Norb's Space

Back

Introducing MkDataBlur image

A Simple Goal#

It all started a year ago, when, as a freshman majoring computer science, I found myself in constant need of generating large sets of structured data to test algorithms implemented in C++. Most contented themselves with writing small scripts in Python or native C++ to generate random data, but I wanted something more efficient and scalable. I talked with RogerFlowey, and after some heated discussions, MkData was born.

The idea is simple enough: Programming languages are powerful, yet this power means that for specialized tasks like data generation, boilerplate code is often needed (for instance, to format output). All we need is a flexible domain-specific language that can express the structure of the data we want to generate, and a command-line tool (an interpreter) that will generate the data for accordingly.

A Journey of Iterations#

From GUI to CLI#

Previously, I had made some attempts at building batch generation tools. The first generation of MkData looks like this:

mkdata-old

I was learning frontend at that time, so I used Vue for the UI. It was a fun project, and (more or less) a good-looking one, but being web app limited its practical functionality. I soon realized that a GUI is not ideal for a generator. It makes much more sense to focus on core language features, and expose a command-line interface for users to interact with.

I decided to rewrite MkData from scratch, this time as a Python package. After installation, it functions as a command-line tool.

pip install mkdata
bash

Or, with other package managers:

pipx install mkdata
uv tool add mkdata
bash

Nailing the Syntax#

Deciding on the syntax of MkData took time. I wanted it to be as concise as possible, without sacrificing extensibility. After several iterations (as a ton of discussions with RogerFlowey), I settled with a half-Pythonic, half-Cpp-ish syntax.

MkData Syntax Preview

It might not be perfect, but is as close as we could get to our goal. The beautiful thing is that, since MkData is based on Python, it evaluates all expressions and blocks using Python’s own interpreter. This means that all Python expressions are valid in MkData, making it extremely powerful and extensible. There is even a @python directive that allows you to write arbitrary Python code blocks in MkData files.

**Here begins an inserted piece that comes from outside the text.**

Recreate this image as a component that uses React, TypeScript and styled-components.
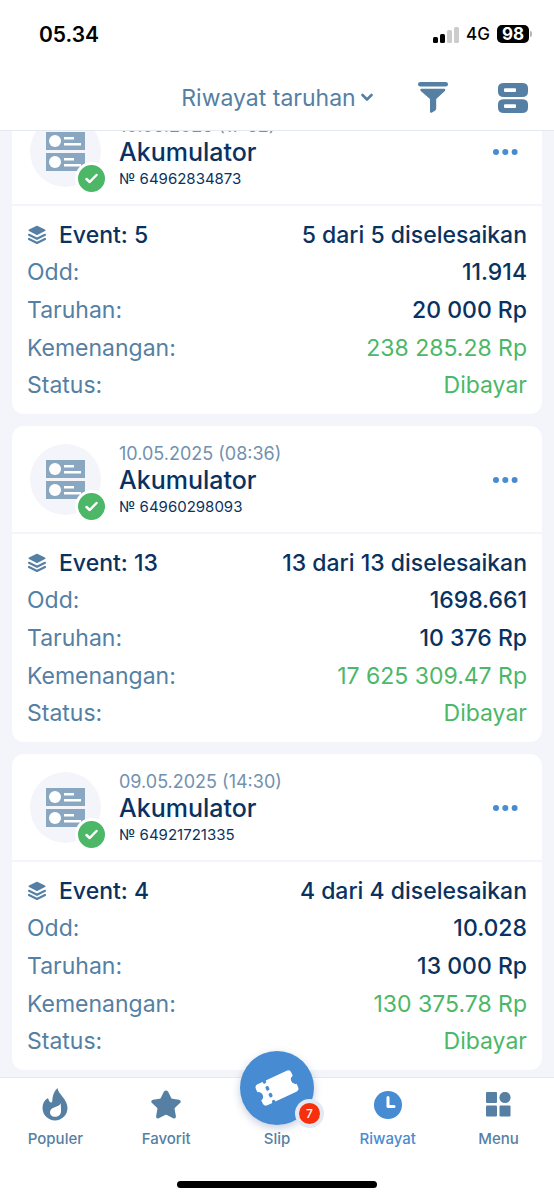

In accordance to C++ redirection, MkData provides a @redirect directive to redirect output to files, stdout or stderr. In combination with loops, it can be used to generate multiple files in one go.

One of the most annoying things about writing data generation scripts is formatting output. The formatting syntax in MkData is done solely through appending format specifiers to the end of each enactive statement, like \n for newline. This makes it easy to read and write.

The builtins of MkData (like rint for random int, rstr for random string), are, in fact. defined in a python script, which is run at launch-time to capture its environment. If future versions, MkData will support user-defined starting scripts, allowing users to define their own builtins. A reform of the standard library is currently underway at the time of writing, which aims to provide extensive utility as well as a uniform interface for builtins.

Speeding Up#

MkData is implemented in Python, which is not the fastest language out there, but we have done our best to optimize it. Before execution, the script is stepped through and blocks are compiled into Python Code Objects, and after the tree is fully constructed, it is executed in a single pass. This makes MkData fast enough for most use cases.

What’s Next?#

MkData is still a young project, and there are many features requested so far. Some ideas we have in mind include:

  • Full support for user-defined startup scripts;
  • Support for global seeding (implemented in this branch);
  • Extend the builtin library (see this branch).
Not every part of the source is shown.